The Sigma tool has been stood up on one Amazon Web Services (AWS) m3 server with 2 CPU, 3.75 GB RAM and 32 GB attached storage. We used 6 different settings of the search algorithm to do preliminary analysis of the performance. The table shows the PRES [5] results across the different technology areas.

Though on average algorithm 3 seems to do the best, as shown in Fig. 4, no one algorithm has shown to be superior across all the various technology areas (areas C & H do well on algorithm 4). These are preliminary results were obtained on a limited dataset, and a small subset of the algorithms available; future work is needed to verify.

Fig. 4.
figure 4

The chart shows the scores of technology areas A through H on 6 variations of the search algorithms.

6 Conclusions and Future Work

Automated prior art search systems are useful to patent examiners when they are highly accurate. By augmenting simple keyword search algorithms with features that the experts can manipulate, our early results show promise that we can improve one of the most critical, time-intensive aspects of patent examination.

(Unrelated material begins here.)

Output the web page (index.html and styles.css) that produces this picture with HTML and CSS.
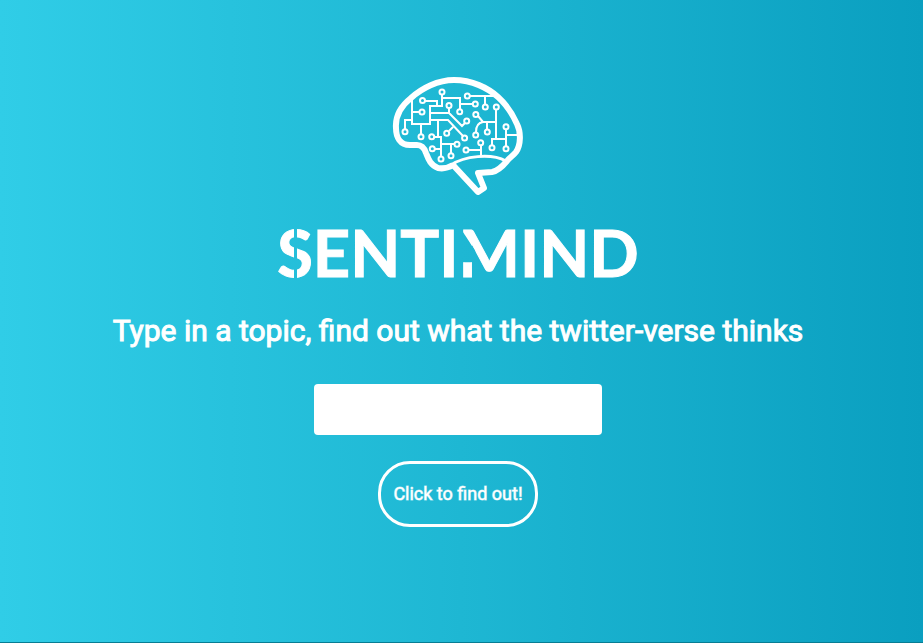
FILE: index.html
```html
<!DOCTYPE html>
<html lang="en">
<head>
<meta charset="utf-8">
<meta name="viewport" content="width=device-width, initial-scale=1">
<title>Sentimind</title>
<link rel="stylesheet" href="styles.css">
</head>
<body>
<main class="hero">
  <svg class="brain" viewBox="385 70 146 130" aria-hidden="true">
    <path class="outline" d="M453 165C448 168 443 169 438 168C430 165 428 158 426 153C424 147 421 145 417 145H410C400 145 396 137 396 128C395 115 401 106 411 98C422 88 438 80 454 80C472 80 488 88 498 97C508 106 513 115 517 124C521 132 521 145 516 152C513 156 510 157 507 161C502 167 498 171 492 172L478 173L484 188L478 192L453 165"/>
    <path class="fold" d="M451 165C464 156 491 153 506 161"/>
    <g class="traces">
      <path d="M425 101H437V106M412 97V124H430V106H442V95M412 112H419M405 129V120H412M421 124V134M442 98H460V109M460 104H473M449 108V113H430M449 113L462 126L465 123M430 120H448L463 136M438 120V137H441V156M434 137H441M441 144H454M435 149H441M451 144V153M449 131L453 127"/>
      <path d="M470 96H497M485 96V104M496 110V139M492 145V139H506M506 130V146M506 135H521M478 116L483 122H496M487 122V129M483 122Q476 123 476 132M469 150H481M481 145V156"/>
    </g>
    <g class="nodes">
      <circle cx="422.5" cy="100.5" r="2.5"/><circle cx="442" cy="92" r="2.5"/><circle cx="422" cy="112" r="2.5"/>
      <circle cx="449" cy="105.5" r="2.5"/><circle cx="405" cy="131.7" r="2.5"/><circle cx="421" cy="136.7" r="2.5"/>
      <circle cx="431.7" cy="136.7" r="2.5"/><circle cx="446.7" cy="133.3" r="2.5"/><circle cx="457" cy="144.3" r="2.5"/>
      <circle cx="432.3" cy="148.8" r="2.5"/><circle cx="441" cy="159" r="2.5"/><circle cx="451" cy="155.7" r="2.5"/>
      <circle cx="467.3" cy="96" r="2.5"/><circle cx="475.3" cy="104" r="2.5"/><circle cx="485.3" cy="107" r="2.5"/>
      <circle cx="496.3" cy="107" r="2.5"/><circle cx="459.7" cy="111.8" r="2.5"/><circle cx="475.8" cy="114.4" r="2.5"/>
      <circle cx="466.7" cy="121" r="2.5"/><circle cx="506" cy="126.7" r="2.5"/><circle cx="487.3" cy="132" r="2.5"/>
      <circle cx="475.7" cy="135" r="2.5"/><circle cx="464.6" cy="138" r="2.5"/><circle cx="466" cy="150" r="2.5"/>
      <circle cx="480.7" cy="142.8" r="2.5"/><circle cx="492" cy="147.8" r="2.5"/><circle cx="506" cy="148.8" r="2.5"/>
    </g>
  </svg>
  <h1 class="wordmark"><span class="cut-s">S</span>ENTI<span class="cut-m">M</span>IND</h1>
  <form class="search">
    <h2 class="tagline"><label for="topic">Type in a topic, find out what the twitter-verse thinks</label></h2>
    <input class="topic" id="topic" type="text">
    <button class="submit" type="button">Click to find out!</button>
  </form>
</main>
</body>
</html>
```
FILE: styles.css
```css
* { box-sizing: border-box; }

body {
  margin: 0;
  min-height: 100vh;
  display: flex;
  font-family: Roboto, sans-serif;
  color: #fff;
  background: linear-gradient(to right, #30cde7, #1eb7d3 50%, #0a9fc0);
  border-bottom: 1px solid #087d93;
}

.hero {
  flex: 1;
  display: flex;
  flex-direction: column;
  align-items: center;
  padding: 70px 7px 40px 0;
}

.brain {
  width: 146px;
  height: 130px;
  fill: none;
  stroke: #fff;
  stroke-linejoin: round;
}
.outline { stroke-width: 6; }
.fold { stroke-width: 3; }
.traces { stroke-width: 2; stroke-linejoin: miter; }
.nodes { stroke-width: 2; fill: #1fb7d4; }

.wordmark {
  margin: 20px 0 0;
  font: 700 65px/64px Lato, sans-serif;
  -webkit-text-stroke: 1px #fff;
}
.cut-s, .cut-m { display: inline-block; }
.cut-s {
  mask: linear-gradient(to right, #000 46%, transparent 46% 56%, #000 56%);
}
.cut-m {
  clip-path: polygon(0 0, 100% 0, 100% 100%, 0 100%, 0 66%, 27% 66%, 27% 48%, 4% 14%);
}

.search {
  display: flex;
  flex-direction: column;
  align-items: center;
}

.tagline {
  margin: 28px 0 0;
  font-size: 30px;
  font-weight: 400;
  line-height: 38px;
  text-align: center;
  -webkit-text-stroke: 1px #fff;
}

.topic {
  width: 288px;
  height: 51px;
  margin-top: 34px;
  padding: 0 12px;
  font: 20px Roboto, sans-serif;
  background: #fff;
  border: 0;
  border-radius: 4px;
}

.submit {
  margin-top: 26px;
  padding: 20px 12px;
  font: 400 18px/20px Roboto, sans-serif;
  color: #fff;
  background: none;
  border: 3px solid #fff;
  border-radius: 32px;
  -webkit-text-stroke: 1px rgba(255, 255, 255, 0.6);
}
```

Our preliminary findings are based on a limited corpus of only patent applications. Given the importance of navigating the entire ocean of prior art, we will soon be expanding this corpus to include non-patent literature such as scientific research papers and foreign documents. We will investigate ways to leverage established linkages between prior art references and patent applications to improve the search algorithm results. These results also suggest that the customized algorithms have different optimizations for different settings. Future research will involve exploring how examiners alter the behavior of the search algorithm and ways to validate how examiners use the results. By capturing these settings, we will explore the development of a feedback loop to optimize the behavior of the search algorithm using a “committee of experts” approach and to facilitate knowledge transfer between examiners.